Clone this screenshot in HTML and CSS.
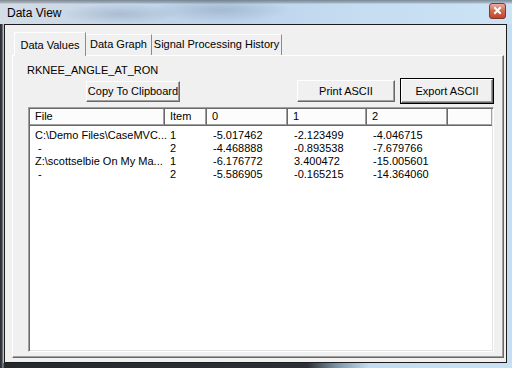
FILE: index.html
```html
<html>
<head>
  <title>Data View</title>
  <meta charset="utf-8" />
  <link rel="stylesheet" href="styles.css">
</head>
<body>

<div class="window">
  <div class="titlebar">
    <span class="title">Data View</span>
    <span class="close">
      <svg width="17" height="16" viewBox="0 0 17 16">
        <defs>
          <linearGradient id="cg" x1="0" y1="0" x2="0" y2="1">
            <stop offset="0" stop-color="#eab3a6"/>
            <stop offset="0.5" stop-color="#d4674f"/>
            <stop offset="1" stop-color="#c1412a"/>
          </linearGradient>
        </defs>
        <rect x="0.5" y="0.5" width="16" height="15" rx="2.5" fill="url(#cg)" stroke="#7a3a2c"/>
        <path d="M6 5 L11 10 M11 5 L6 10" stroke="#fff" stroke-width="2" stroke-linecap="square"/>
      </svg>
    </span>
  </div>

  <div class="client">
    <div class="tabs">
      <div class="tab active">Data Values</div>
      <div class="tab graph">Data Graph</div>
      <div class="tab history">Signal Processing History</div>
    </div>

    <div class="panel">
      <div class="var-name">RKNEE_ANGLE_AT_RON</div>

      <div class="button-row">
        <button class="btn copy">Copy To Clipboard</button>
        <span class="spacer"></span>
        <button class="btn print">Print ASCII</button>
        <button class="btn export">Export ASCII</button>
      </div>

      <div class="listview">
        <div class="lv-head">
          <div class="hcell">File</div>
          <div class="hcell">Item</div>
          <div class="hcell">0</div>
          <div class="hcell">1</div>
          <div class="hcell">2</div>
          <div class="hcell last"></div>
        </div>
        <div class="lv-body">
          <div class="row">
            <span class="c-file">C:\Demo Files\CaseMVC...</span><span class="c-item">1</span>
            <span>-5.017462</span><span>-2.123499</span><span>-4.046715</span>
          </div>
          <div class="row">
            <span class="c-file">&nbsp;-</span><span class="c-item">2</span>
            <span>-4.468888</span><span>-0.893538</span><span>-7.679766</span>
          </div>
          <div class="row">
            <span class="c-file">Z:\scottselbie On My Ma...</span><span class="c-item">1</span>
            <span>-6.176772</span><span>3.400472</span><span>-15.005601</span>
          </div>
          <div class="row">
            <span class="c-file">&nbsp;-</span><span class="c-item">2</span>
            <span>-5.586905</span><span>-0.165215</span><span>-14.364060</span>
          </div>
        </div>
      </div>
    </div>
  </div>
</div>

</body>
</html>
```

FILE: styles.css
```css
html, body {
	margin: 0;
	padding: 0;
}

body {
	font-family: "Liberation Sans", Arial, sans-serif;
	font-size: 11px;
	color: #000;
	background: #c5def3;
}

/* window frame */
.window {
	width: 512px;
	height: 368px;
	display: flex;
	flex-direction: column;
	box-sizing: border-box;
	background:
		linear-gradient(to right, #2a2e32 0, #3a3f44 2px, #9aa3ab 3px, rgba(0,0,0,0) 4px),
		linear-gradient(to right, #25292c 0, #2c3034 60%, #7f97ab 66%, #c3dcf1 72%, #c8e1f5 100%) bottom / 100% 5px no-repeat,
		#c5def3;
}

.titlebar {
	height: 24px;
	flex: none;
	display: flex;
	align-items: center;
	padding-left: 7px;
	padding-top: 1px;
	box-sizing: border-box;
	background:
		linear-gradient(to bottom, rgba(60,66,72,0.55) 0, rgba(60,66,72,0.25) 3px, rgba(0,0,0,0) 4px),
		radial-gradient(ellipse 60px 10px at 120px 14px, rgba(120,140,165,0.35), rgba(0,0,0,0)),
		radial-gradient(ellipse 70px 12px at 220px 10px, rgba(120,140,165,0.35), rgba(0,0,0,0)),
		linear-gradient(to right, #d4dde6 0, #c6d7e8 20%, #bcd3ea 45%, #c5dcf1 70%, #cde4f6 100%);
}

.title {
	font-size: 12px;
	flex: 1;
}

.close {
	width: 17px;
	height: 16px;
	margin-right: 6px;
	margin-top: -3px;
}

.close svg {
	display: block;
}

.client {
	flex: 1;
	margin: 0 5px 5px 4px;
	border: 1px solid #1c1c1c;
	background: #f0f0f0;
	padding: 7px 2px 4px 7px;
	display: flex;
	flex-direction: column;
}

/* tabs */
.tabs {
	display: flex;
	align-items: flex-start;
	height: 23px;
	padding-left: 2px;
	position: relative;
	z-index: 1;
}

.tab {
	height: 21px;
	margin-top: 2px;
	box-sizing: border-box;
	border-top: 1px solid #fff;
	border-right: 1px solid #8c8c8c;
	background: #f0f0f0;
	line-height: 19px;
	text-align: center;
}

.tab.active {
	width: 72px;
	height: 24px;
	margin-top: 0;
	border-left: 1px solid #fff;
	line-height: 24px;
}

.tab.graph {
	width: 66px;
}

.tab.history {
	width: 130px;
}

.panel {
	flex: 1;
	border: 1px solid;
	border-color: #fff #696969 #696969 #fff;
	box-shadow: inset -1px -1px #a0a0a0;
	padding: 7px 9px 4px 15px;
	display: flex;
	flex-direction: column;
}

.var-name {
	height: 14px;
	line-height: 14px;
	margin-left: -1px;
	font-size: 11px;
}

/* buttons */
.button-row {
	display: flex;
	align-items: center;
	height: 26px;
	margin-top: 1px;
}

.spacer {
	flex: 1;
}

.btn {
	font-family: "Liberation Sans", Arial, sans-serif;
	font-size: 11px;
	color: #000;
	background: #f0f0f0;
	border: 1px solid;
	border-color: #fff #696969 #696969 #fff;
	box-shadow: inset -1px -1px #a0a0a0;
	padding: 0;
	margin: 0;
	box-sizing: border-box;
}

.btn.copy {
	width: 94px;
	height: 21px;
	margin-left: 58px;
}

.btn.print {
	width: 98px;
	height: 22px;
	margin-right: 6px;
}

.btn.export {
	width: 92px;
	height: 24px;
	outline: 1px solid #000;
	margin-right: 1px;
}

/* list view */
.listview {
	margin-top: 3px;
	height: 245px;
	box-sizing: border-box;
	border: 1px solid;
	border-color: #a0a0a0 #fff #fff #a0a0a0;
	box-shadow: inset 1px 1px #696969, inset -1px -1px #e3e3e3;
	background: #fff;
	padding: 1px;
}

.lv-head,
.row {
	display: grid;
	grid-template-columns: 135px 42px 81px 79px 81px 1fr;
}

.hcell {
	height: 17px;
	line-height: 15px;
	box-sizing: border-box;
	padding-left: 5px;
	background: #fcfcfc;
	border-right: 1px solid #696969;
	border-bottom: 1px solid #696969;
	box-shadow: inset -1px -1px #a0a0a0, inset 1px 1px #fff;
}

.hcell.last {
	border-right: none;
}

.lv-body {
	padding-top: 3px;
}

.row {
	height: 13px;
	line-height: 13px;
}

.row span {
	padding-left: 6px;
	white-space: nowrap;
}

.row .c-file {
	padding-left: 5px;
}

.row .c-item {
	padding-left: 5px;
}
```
- - - - - - -
__Objective__.
Copy out each line word for word, please, skipping the images.

__Result for this task__.
Clone this screenshot in HTML and CSS.
FILE: index.html
```html
<html>
<head>
  <title>Data View</title>
  <meta charset="utf-8" />
  <link rel="stylesheet" href="styles.css">
</head>
<body>

<div class="window">
  <div class="titlebar">
    <span class="title">Data View</span>
    <span class="close">
      <svg width="17" height="16" viewBox="0 0 17 16">
        <defs>
          <linearGradient id="cg" x1="0" y1="0" x2="0" y2="1">
            <stop offset="0" stop-color="#eab3a6"/>
            <stop offset="0.5" stop-color="#d4674f"/>
            <stop offset="1" stop-color="#c1412a"/>
          </linearGradient>
        </defs>
        <rect x="0.5" y="0.5" width="16" height="15" rx="2.5" fill="url(#cg)" stroke="#7a3a2c"/>
        <path d="M6 5 L11 10 M11 5 L6 10" stroke="#fff" stroke-width="2" stroke-linecap="square"/>
      </svg>
    </span>
  </div>

  <div class="client">
    <div class="tabs">
      <div class="tab active">Data Values</div>
      <div class="tab graph">Data Graph</div>
      <div class="tab history">Signal Processing History</div>
    </div>

    <div class="panel">
      <div class="var-name">RKNEE_ANGLE_AT_RON</div>

      <div class="button-row">
        <button class="btn copy">Copy To Clipboard</button>
        <span class="spacer"></span>
        <button class="btn print">Print ASCII</button>
        <button class="btn export">Export ASCII</button>
      </div>

      <div class="listview">
        <div class="lv-head">
          <div class="hcell">File</div>
          <div class="hcell">Item</div>
          <div class="hcell">0</div>
          <div class="hcell">1</div>
          <div class="hcell">2</div>
          <div class="hcell last"></div>
        </div>
        <div class="lv-body">
          <div class="row">
            <span class="c-file">C:\Demo Files\CaseMVC...</span><span class="c-item">1</span>
            <span>-5.017462</span><span>-2.123499</span><span>-4.046715</span>
          </div>
          <div class="row">
            <span class="c-file">&nbsp;-</span><span class="c-item">2</span>
            <span>-4.468888</span><span>-0.893538</span><span>-7.679766</span>
          </div>
          <div class="row">
            <span class="c-file">Z:\scottselbie On My Ma...</span><span class="c-item">1</span>
            <span>-6.176772</span><span>3.400472</span><span>-15.005601</span>
          </div>
          <div class="row">
            <span class="c-file">&nbsp;-</span><span class="c-item">2</span>
            <span>-5.586905</span><span>-0.165215</span><span>-14.364060</span>
          </div>
        </div>
      </div>
    </div>
  </div>
</div>

</body>
</html>
```

FILE: styles.css
```css
html, body {
	margin: 0;
	padding: 0;
}

body {
	font-family: "Liberation Sans", Arial, sans-serif;
	font-size: 11px;
	color: #000;
	background: #c5def3;
}

/* window frame */
.window {
	width: 512px;
	height: 368px;
	display: flex;
	flex-direction: column;
	box-sizing: border-box;
	background:
		linear-gradient(to right, #2a2e32 0, #3a3f44 2px, #9aa3ab 3px, rgba(0,0,0,0) 4px),
		linear-gradient(to right, #25292c 0, #2c3034 60%, #7f97ab 66%, #c3dcf1 72%, #c8e1f5 100%) bottom / 100% 5px no-repeat,
		#c5def3;
}

.titlebar {
	height: 24px;
	flex: none;
	display: flex;
	align-items: center;
	padding-left: 7px;
	padding-top: 1px;
	box-sizing: border-box;
	background:
		linear-gradient(to bottom, rgba(60,66,72,0.55) 0, rgba(60,66,72,0.25) 3px, rgba(0,0,0,0) 4px),
		radial-gradient(ellipse 60px 10px at 120px 14px, rgba(120,140,165,0.35), rgba(0,0,0,0)),
		radial-gradient(ellipse 70px 12px at 220px 10px, rgba(120,140,165,0.35), rgba(0,0,0,0)),
		linear-gradient(to right, #d4dde6 0, #c6d7e8 20%, #bcd3ea 45%, #c5dcf1 70%, #cde4f6 100%);
}

.title {
	font-size: 12px;
	flex: 1;
}

.close {
	width: 17px;
	height: 16px;
	margin-right: 6px;
	margin-top: -3px;
}

.close svg {
	display: block;
}

.client {
	flex: 1;
	margin: 0 5px 5px 4px;
	border: 1px solid #1c1c1c;
	background: #f0f0f0;
	padding: 7px 2px 4px 7px;
	display: flex;
	flex-direction: column;
}

/* tabs */
.tabs {
	display: flex;
	align-items: flex-start;
	height: 23px;
	padding-left: 2px;
	position: relative;
	z-index: 1;
}

.tab {
	height: 21px;
	margin-top: 2px;
	box-sizing: border-box;
	border-top: 1px solid #fff;
	border-right: 1px solid #8c8c8c;
	background: #f0f0f0;
	line-height: 19px;
	text-align: center;
}

.tab.active {
	width: 72px;
	height: 24px;
	margin-top: 0;
	border-left: 1px solid #fff;
	line-height: 24px;
}

.tab.graph {
	width: 66px;
}

.tab.history {
	width: 130px;
}

.panel {
	flex: 1;
	border: 1px solid;
	border-color: #fff #696969 #696969 #fff;
	box-shadow: inset -1px -1px #a0a0a0;
	padding: 7px 9px 4px 15px;
	display: flex;
	flex-direction: column;
}

.var-name {
	height: 14px;
	line-height: 14px;
	margin-left: -1px;
	font-size: 11px;
}

/* buttons */
.button-row {
	display: flex;
	align-items: center;
	height: 26px;
	margin-top: 1px;
}

.spacer {
	flex: 1;
}

.btn {
	font-family: "Liberation Sans", Arial, sans-serif;
	font-size: 11px;
	color: #000;
	background: #f0f0f0;
	border: 1px solid;
	border-color: #fff #696969 #696969 #fff;
	box-shadow: inset -1px -1px #a0a0a0;
	padding: 0;
	margin: 0;
	box-sizing: border-box;
}

.btn.copy {
	width: 94px;
	height: 21px;
	margin-left: 58px;
}

.btn.print {
	width: 98px;
	height: 22px;
	margin-right: 6px;
}

.btn.export {
	width: 92px;
	height: 24px;
	outline: 1px solid #000;
	margin-right: 1px;
}

/* list view */
.listview {
	margin-top: 3px;
	height: 245px;
	box-sizing: border-box;
	border: 1px solid;
	border-color: #a0a0a0 #fff #fff #a0a0a0;
	box-shadow: inset 1px 1px #696969, inset -1px -1px #e3e3e3;
	background: #fff;
	padding: 1px;
}

.lv-head,
.row {
	display: grid;
	grid-template-columns: 135px 42px 81px 79px 81px 1fr;
}

.hcell {
	height: 17px;
	line-height: 15px;
	box-sizing: border-box;
	padding-left: 5px;
	background: #fcfcfc;
	border-right: 1px solid #696969;
	border-bottom: 1px solid #696969;
	box-shadow: inset -1px -1px #a0a0a0, inset 1px 1px #fff;
}

.hcell.last {
	border-right: none;
}

.lv-body {
	padding-top: 3px;
}

.row {
	height: 13px;
	line-height: 13px;
}

.row span {
	padding-left: 6px;
	white-space: nowrap;
}

.row .c-file {
	padding-left: 5px;
}

.row .c-item {
	padding-left: 5px;
}
```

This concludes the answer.